Problem statement: Write out each line exactly as given. Leave the pictures out of your copy.

Data shown:
• • • • •
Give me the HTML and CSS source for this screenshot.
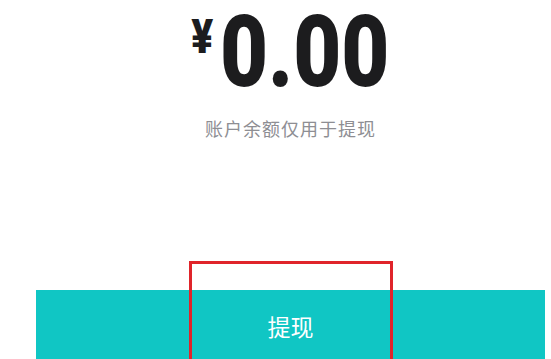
FILE: index.html
```html
<!DOCTYPE html>
<html lang="zh-CN">
<head>
    <meta charset="UTF-8">
    <meta name="viewport" content="width=device-width, initial-scale=1.0">
    <title>零钱</title>
    <link rel="stylesheet" href="styles.css">
</head>
<body>
    <div class="wallet">
        <div class="balance">
            <div class="amount-row">
                <span class="currency">¥</span>
                <span class="amount">0.00</span>
            </div>
        </div>
        <p class="tip">账户余额仅用于提现</p>
        <a href="#" class="withdraw-btn">提现</a>
        <div class="highlight"></div>
    </div>
</body>
</html>
```

FILE: styles.css
```css
body {
    margin: 0;
    padding: 0;
    background-color: #fff;
    font-family: Roboto, "Noto Sans CJK SC", sans-serif;
    overflow: hidden;
    height: 359px;
}

.wallet {
    position: relative;
    margin: 0 6px 0 36px;
    text-align: center;
}

.balance {
    display: flex;
    justify-content: center;
    padding-top: 2px;
}
.amount-row {
    display: flex;
    align-items: flex-start;
    transform: scaleX(0.83);
    color: #1c1c1e;
    font-weight: 900;
}
.currency {
    font-size: 49px;
    line-height: 1;
    margin-top: 10px;
    margin-right: 8px;
}
.amount {
    font-size: 100px;
    line-height: 1;
}

.tip {
    margin: 13px 0 0;
    font-family: "Noto Sans CJK SC", sans-serif;
    font-size: 18px;
    line-height: 26px;
    letter-spacing: 1px;
    color: #8e8e93;
}

.withdraw-btn {
    display: block;
    margin-top: 149px;
    height: 74px;
    line-height: 72px;
    background-color: #10c6c4;
    color: #fff;
    font-family: "Noto Sans CJK SC", sans-serif;
    font-size: 23px;
    text-decoration: none;
}

.highlight {
    position: absolute;
    left: 153px;
    top: 261px;
    width: 204px;
    height: 130px;
    border: 3px solid #e0242a;
    box-sizing: border-box;
}
```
• • • • •
Output of the exercise:
Give me the HTML and CSS source for this screenshot.
FILE: index.html
```html
<!DOCTYPE html>
<html lang="zh-CN">
<head>
    <meta charset="UTF-8">
    <meta name="viewport" content="width=device-width, initial-scale=1.0">
    <title>零钱</title>
    <link rel="stylesheet" href="styles.css">
</head>
<body>
    <div class="wallet">
        <div class="balance">
            <div class="amount-row">
                <span class="currency">¥</span>
                <span class="amount">0.00</span>
            </div>
        </div>
        <p class="tip">账户余额仅用于提现</p>
        <a href="#" class="withdraw-btn">提现</a>
        <div class="highlight"></div>
    </div>
</body>
</html>
```

FILE: styles.css
```css
body {
    margin: 0;
    padding: 0;
    background-color: #fff;
    font-family: Roboto, "Noto Sans CJK SC", sans-serif;
    overflow: hidden;
    height: 359px;
}

.wallet {
    position: relative;
    margin: 0 6px 0 36px;
    text-align: center;
}

.balance {
    display: flex;
    justify-content: center;
    padding-top: 2px;
}
.amount-row {
    display: flex;
    align-items: flex-start;
    transform: scaleX(0.83);
    color: #1c1c1e;
    font-weight: 900;
}
.currency {
    font-size: 49px;
    line-height: 1;
    margin-top: 10px;
    margin-right: 8px;
}
.amount {
    font-size: 100px;
    line-height: 1;
}

.tip {
    margin: 13px 0 0;
    font-family: "Noto Sans CJK SC", sans-serif;
    font-size: 18px;
    line-height: 26px;
    letter-spacing: 1px;
    color: #8e8e93;
}

.withdraw-btn {
    display: block;
    margin-top: 149px;
    height: 74px;
    line-height: 72px;
    background-color: #10c6c4;
    color: #fff;
    font-family: "Noto Sans CJK SC", sans-serif;
    font-size: 23px;
    text-decoration: none;
}

.highlight {
    position: absolute;
    left: 153px;
    top: 261px;
    width: 204px;
    height: 130px;
    border: 3px solid #e0242a;
    box-sizing: border-box;
}
```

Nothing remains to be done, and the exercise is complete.